We should probably mention one more thing. Sociability is often confused with Extraversion, just like shyness is confused with Introversion – this is one of the most common mistakes when it comes to discussing personality types. While Extraverted individuals naturally find it easier to talk to other people (they gain energy when they do this), there are many shy or solitary people among them. Conversely, Introverted types lose energy when they communicate with others, but you would be able to find many eloquent individuals in that group. In fact, certain Introverted types (e.g. INFJ or INFP) are often more sociable than most Extraverted types. In Western societies, Extraverted individuals outnumber Introverted ones by a large margin and consequently most people believe that everyone should strive to be outgoing, confident, have a large circle of friends etc. This is a misguided belief as every personality type is unique and has different strengths – yet this is often the reason behind the “Can I change my personality type?” question.

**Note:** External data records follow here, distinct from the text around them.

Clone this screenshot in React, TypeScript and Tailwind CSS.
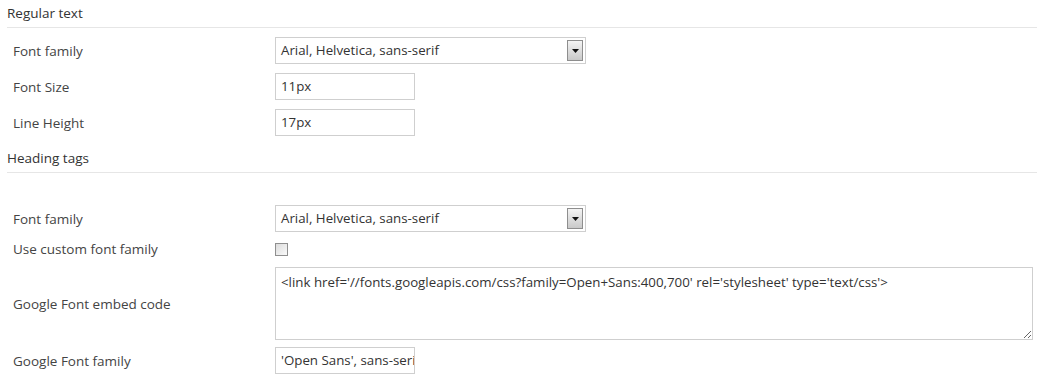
import React from 'react';

const font = { fontFamily: '"Open Sans", "Liberation Sans", Arial, sans-serif' };

const SectionTitle: React.FC<{ title: string }> = ({ title }) => (
  <div className="mx-[7px] h-[28px] border-b border-[#e6e6e6] pt-[4px] text-[13.5px] leading-[18px] text-[#333]">
    {title}
  </div>
);

const Row: React.FC<{ label: string; children: React.ReactNode }> = ({ label, children }) => (
  <div className="flex items-center">
    <div className="w-[275px] shrink-0 pl-[13px] text-[13.5px] leading-[20px] text-[#444]">{label}</div>
    {children}
  </div>
);

const SelectBox: React.FC<{ value: string }> = ({ value }) => (
  <div className="flex h-[27px] w-[311px] items-center border border-[#cfcfcf] bg-white pl-[5px] pr-[2px]">
    <span className="flex-1 text-[13.3px] text-[#333]">{value}</span>
    <div className="flex h-[21px] w-[16px] items-center justify-center border border-[#8e8e8e] bg-gradient-to-b from-[#f4f4f4] to-[#c9c9c9]">
      <svg width="7" height="4" viewBox="0 0 7 4">
        <path d="M0 0h7L3.5 4z" fill="#111" />
      </svg>
    </div>
  </div>
);

const TextBox: React.FC<{ value: string }> = ({ value }) => (
  <div className="flex h-[27px] w-[140px] items-center overflow-hidden whitespace-nowrap border border-[#cfcfcf] bg-white pl-[5px] text-[13.3px] text-[#333]">
    {value}
  </div>
);

export default function App() {
  return (
    <div className="h-[378px] w-[1044px] overflow-hidden bg-white" style={font}>
      <SectionTitle title="Regular text" />
      <div className="mt-[9px] flex flex-col gap-[9px]">
        <Row label="Font family">
          <SelectBox value="Arial, Helvetica, sans-serif" />
        </Row>
        <Row label="Font Size">
          <TextBox value="11px" />
        </Row>
        <Row label="Line Height">
          <TextBox value="17px" />
        </Row>
      </div>
      <div className="mt-[9px]">
        <SectionTitle title="Heading tags" />
      </div>
      <div className="mt-[32px] flex flex-col">
        <Row label="Font family">
          <SelectBox value="Arial, Helvetica, sans-serif" />
        </Row>
        <div className="mt-[7px]">
          <Row label="Use custom font family">
            <div className="h-[13px] w-[13px] border border-[#8f8f8f] bg-gradient-to-br from-[#dcdcdc] to-[#fafafa]" />
          </Row>
        </div>
        <div className="mt-[8px]">
          <Row label="Google Font embed code">
            <textarea
              readOnly
              className="block h-[73px] w-[758px] resize border border-[#cfcfcf] bg-white px-[5px] pt-[5px] text-[13.3px] leading-[18px] text-[#333] outline-none"
              style={font}
              value="<link href='//fonts.googleapis.com/css?family=Open+Sans:400,700' rel='stylesheet' type='text/css'>"
            />
          </Row>
        </div>
        <div className="mt-[7px]">
          <Row label="Google Font family">
            <TextBox value="'Open Sans', sans-serif" />
          </Row>
        </div>
      </div>
    </div>
  );
}
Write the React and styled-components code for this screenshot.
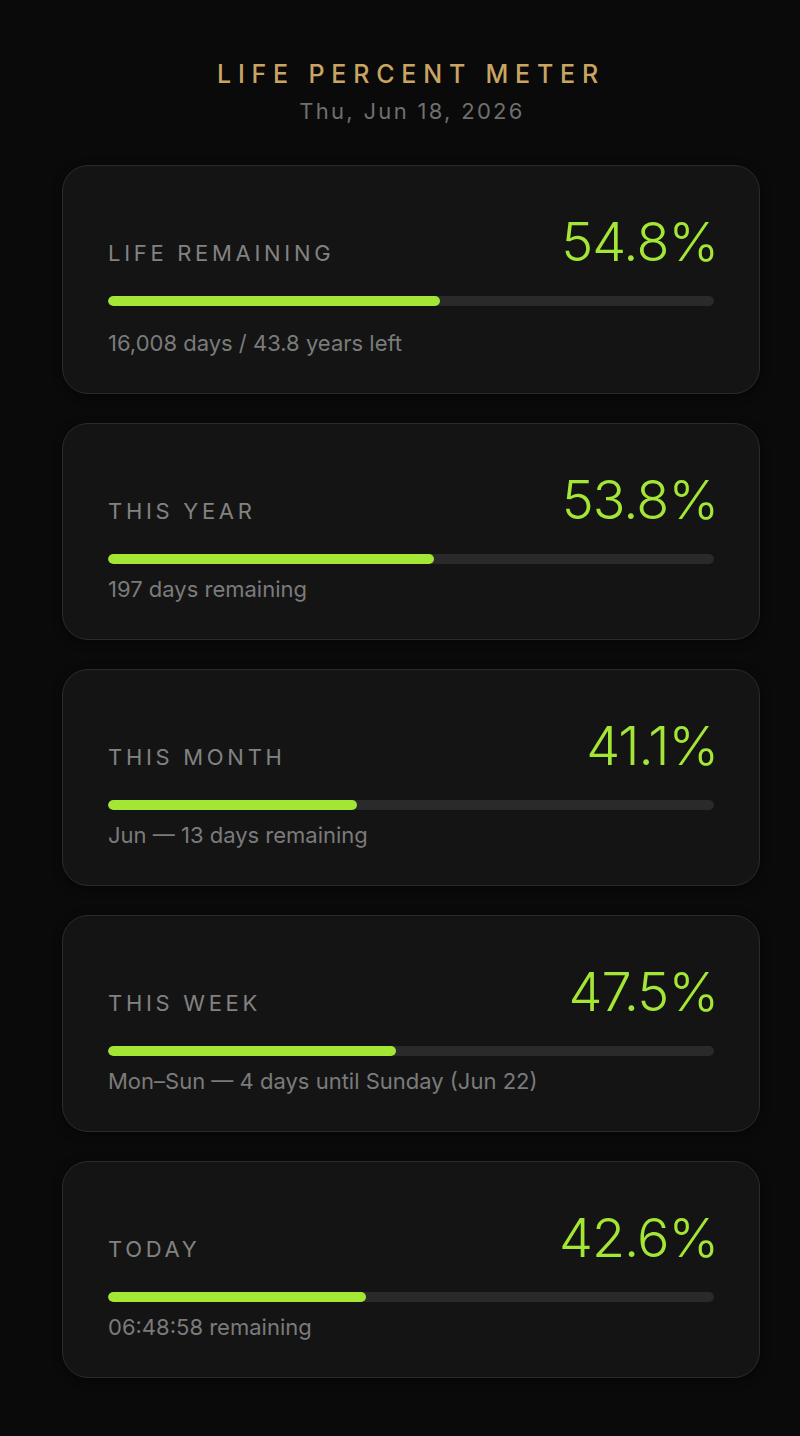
import React from 'react';
import styled, { createGlobalStyle } from 'styled-components';

const Global = createGlobalStyle`
  html, body {
    margin: 0;
    background: #0a0a0a;
  }
  body {
    font-family: Inter, "Noto Sans", sans-serif;
  }
`;

const Page = styled.div`
  min-height: 1436px;
  box-sizing: border-box;
  padding: 59px 40px 40px 62px;
`;

const Header = styled.header`
  display: flex;
  flex-direction: column;
  align-items: center;
  gap: 8px;
  margin-bottom: 39px;
`;

const Title = styled.h1`
  margin: 0;
  font-size: 25px;
  font-weight: 500;
  letter-spacing: 6.8px;
  color: #c9a463;
  line-height: 1.2;
`;

const DateLine = styled.div`
  font-size: 22px;
  letter-spacing: 2.3px;
  color: #6f6f6f;
  line-height: 1.3;
  padding-left: 2px;
`;

const List = styled.div`
  display: flex;
  flex-direction: column;
  gap: 29px;
`;

const Card = styled.section`
  background: #141414;
  border: 1px solid #2b2b2b;
  border-radius: 26px;
  padding: 49px 45px 35px;
  box-shadow: 0 2px 10px rgba(0, 0, 0, 0.5);
`;

const Row = styled.div`
  display: flex;
  justify-content: space-between;
  align-items: baseline;
`;

const Label = styled.div`
  font-size: 22px;
  letter-spacing: 3.7px;
  color: #828282;
  text-transform: uppercase;
`;

const Percent = styled.div`
  font-size: 54px;
  font-weight: 300;
  line-height: 1;
  color: #a3e635;
  letter-spacing: -1px;
  margin-right: -4px;
`;

const Track = styled.div`
  margin-top: 27px;
  height: 10px;
  border-radius: 5px;
  background: #2a2a2a;
  overflow: hidden;
`;

const Fill = styled.div`
  height: 100%;
  border-radius: 5px;
  background: #a3e635;
`;

const Sub = styled.div`
  margin-top: ${(p) => (p.$wide ? '22px' : '10px')};
  font-size: 22px;
  line-height: 30px;
  color: #7b7b7b;
`;

const meters = [
  { label: 'Life remaining', pct: 54.8, sub: '16,008 days / 43.8 years left', wide: true },
  { label: 'This year', pct: 53.8, sub: '197 days remaining' },
  { label: 'This month', pct: 41.1, sub: 'Jun — 13 days remaining' },
  { label: 'This week', pct: 47.5, sub: 'Mon–Sun — 4 days until Sunday (Jun 22)' },
  { label: 'Today', pct: 42.6, sub: '06:48:58 remaining' },
];

const Meter = ({ label, pct, sub, wide }) => (
  <Card>
    <Row>
      <Label>{label}</Label>
      <Percent>{pct.toFixed(1)}%</Percent>
    </Row>
    <Track>
      <Fill style={{ width: pct + '%' }} />
    </Track>
    <Sub $wide={wide}>{sub}</Sub>
  </Card>
);

export default function App() {
  return (
    <Page>
      <Global />
      <Header>
        <Title>LIFE PERCENT METER</Title>
        <DateLine>Thu, Jun 18, 2026</DateLine>
      </Header>
      <List>
        {meters.map((m) => (
          <Meter key={m.label} {...m} />
        ))}
      </List>
    </Page>
  );
}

To conclude, your basic personality type cannot change – however, you can (and should!) change the aspects of your personality that you are unhappy with. By doing this you will strengthen your shadow traits and become a more well-rounded individual, even though your dominant traits will still remain the same. Such a change could be triggered by either the environment you are in or your own will – to each his own.

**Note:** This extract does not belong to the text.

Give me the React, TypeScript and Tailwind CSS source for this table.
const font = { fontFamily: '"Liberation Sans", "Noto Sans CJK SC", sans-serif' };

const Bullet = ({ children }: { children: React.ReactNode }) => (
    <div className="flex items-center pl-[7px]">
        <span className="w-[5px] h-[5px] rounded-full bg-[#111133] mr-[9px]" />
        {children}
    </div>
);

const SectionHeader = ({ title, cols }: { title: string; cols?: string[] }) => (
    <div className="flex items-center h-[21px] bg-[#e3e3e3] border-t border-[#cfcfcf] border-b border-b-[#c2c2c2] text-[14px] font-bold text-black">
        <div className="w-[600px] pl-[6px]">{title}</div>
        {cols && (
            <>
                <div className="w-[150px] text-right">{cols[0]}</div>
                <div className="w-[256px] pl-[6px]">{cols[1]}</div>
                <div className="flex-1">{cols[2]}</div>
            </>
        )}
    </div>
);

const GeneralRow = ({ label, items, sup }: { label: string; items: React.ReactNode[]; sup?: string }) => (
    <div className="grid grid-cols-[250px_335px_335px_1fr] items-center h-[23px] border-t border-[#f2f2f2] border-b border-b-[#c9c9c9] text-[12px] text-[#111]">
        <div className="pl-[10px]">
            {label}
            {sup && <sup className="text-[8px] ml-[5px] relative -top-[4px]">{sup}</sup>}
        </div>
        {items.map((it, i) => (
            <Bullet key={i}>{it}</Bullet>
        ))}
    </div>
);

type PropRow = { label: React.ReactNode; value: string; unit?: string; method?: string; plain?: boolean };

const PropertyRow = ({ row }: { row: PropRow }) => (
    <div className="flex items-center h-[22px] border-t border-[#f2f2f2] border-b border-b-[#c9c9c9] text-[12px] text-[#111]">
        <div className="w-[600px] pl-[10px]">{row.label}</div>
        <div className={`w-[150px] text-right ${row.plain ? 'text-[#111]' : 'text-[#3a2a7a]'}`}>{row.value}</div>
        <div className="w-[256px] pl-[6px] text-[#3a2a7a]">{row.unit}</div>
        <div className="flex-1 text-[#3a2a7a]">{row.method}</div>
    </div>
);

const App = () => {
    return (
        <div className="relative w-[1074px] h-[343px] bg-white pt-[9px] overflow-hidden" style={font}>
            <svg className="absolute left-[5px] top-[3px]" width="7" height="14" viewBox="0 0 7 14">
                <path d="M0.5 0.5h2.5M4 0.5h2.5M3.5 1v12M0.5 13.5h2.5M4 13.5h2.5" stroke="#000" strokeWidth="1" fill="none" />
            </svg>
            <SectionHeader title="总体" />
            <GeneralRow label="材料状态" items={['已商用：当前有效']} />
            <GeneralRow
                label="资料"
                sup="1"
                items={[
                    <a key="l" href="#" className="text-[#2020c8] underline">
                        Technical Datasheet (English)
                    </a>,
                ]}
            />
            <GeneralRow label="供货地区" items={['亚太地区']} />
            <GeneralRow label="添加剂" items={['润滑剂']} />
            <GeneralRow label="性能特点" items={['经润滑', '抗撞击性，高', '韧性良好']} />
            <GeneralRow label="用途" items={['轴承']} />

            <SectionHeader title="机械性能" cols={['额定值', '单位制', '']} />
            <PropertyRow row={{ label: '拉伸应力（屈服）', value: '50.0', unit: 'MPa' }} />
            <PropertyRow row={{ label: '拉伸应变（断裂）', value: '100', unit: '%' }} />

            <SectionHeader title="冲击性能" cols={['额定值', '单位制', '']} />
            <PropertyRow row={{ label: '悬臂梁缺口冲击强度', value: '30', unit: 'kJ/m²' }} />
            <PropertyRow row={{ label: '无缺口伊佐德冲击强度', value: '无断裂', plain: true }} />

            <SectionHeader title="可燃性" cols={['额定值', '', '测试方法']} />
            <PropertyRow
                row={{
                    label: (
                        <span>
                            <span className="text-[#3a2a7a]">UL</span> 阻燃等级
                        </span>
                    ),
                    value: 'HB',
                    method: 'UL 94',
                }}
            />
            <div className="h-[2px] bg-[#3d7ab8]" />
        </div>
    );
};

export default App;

6 Responses to “Is it possible to change your personality type?”

  1. abi Reply

    I have taken the test a number of times. A few years ago, I was INFJ. Then after a life-changing event, I took it again and found I was INFP. Then upon leaving my last job, I got ENFP. NF is certain, and I understand that I’ve developed a more outgoing and effusive personality as I have grown into adulthood (now 27). But how can the J have changed to P?

    • Nico Reply

      If you look at cognitive functions you will see that EP types and IJ types both have a P function as their dominant function (e.g. Ni for INFJ, and Ne for ENFP). I would suggest that you are probably an introvert as the theory suggests that everyone becomes more balanced as they get older (i.e. introverts become more extraverted, and extraverts become more introverted). To choose between INFJ and INFP, consider whether you primarily think in terms of ideas, patterns and systems (INFJ), or whether your predominant trait is very deeply held values (INFP).

      Keep in mind that the tests aren’t very accurate as they are based on reported behaviour which can change significantly (esp. short term) as a result of important life events or simply as a result of your environment, whereas your personality type is actually how you think, which is indicated but not completely correlated with behaviour.

  2. Laura Paola Reply

    Six years ago my results in another test were ENFP. Now I get ISTJ. It seems a little extreme of a change to be honest. Many consider me to be introverted but in high school all my personality tests showed that I was extroverted. I’ve noticed that the others who have commented have gone through life changing events like death of loved ones. In the past six years I moved to another country and started my bachelors degree in another language. I don’t consider that a big life changing experience. Could this be the reason why my results have changed? One thing that I have come to realize is that I feel like I have changed a lot. When I look back at old pictures I barely recognize myself… and I’m not referring to physical aspects.

  3. Erin Reply


    Since I am reading this page, I am certainly interested in discovering if type change is at all possible. I grew up with an ENTJ father who was not at all understanding of my personality, and an ESFJ mother, who was understanding but could not connect with my strong Ni. I think that what you say about exhaustion is important in terms of changing type. It might be that INFJ is in a constant state of trying to change type, which is why we mimic and then withdraw, since our type is not well balanced against most others, and has difficulty with the “results” function (inferior Se), we routinely experiment with our personalities to see if we can achieve better results. As you said, this creates exhaustion and I then withdraw to recharge my energy using my natural state. I was given very effective personality “nurturing” from an ENTJ and ESFJ mother, as these types are both well accepted in the culture I live in, but despite that I developed into an INFJ because those methods could not produce results for me. My mind literally needs emotional information as fuel to “spin”, despite me being able to test higher on math than on verbal functions and with a top IQ. Telling me to be concerned about money and products is like pouring gasoline and ethanol into a diesel engine. It completely breaks my thought process that produces useful results.

    That said, I completely agree with your conclusions about being able to mold yourself as a different type, not just as a mimic, but to learn to take in information differently from your preferred method. Learning about type was a revelation for me, because it was suddenly so clear to me what was frustrating about me to everyone around me, which I previously could not understand and caused me great sadness, but also in what ways I could be unique and therefore very valuable as different from them. I can certainly see myself learning to sacrifice my dominant intuitive function and focus on sensing when communicating with others in order to finally be understood (and less frustrating), as well as avoiding the feeling function but learning to extravert my thoughts correctly (using language rules instead of visual metaphor) to accomplish tasks. In this post, in my behavior and discourse, I reveal what this means is possible and what probably is not. Of course you, as a thinking type, readily communicate this in the style of a formula, which I immediately understand, I hope my narrative can offer insight for you, and if not, for other feeling types who enjoy using and interpreting this type of data. I could also create a formula and approach it from a rational perspective, but it requires rethinking my thinking, a double effort, and more energy. Before doing that, I would weigh the costs and benefits of the energy expenditure; in most scenarios doing what comes naturally to me first.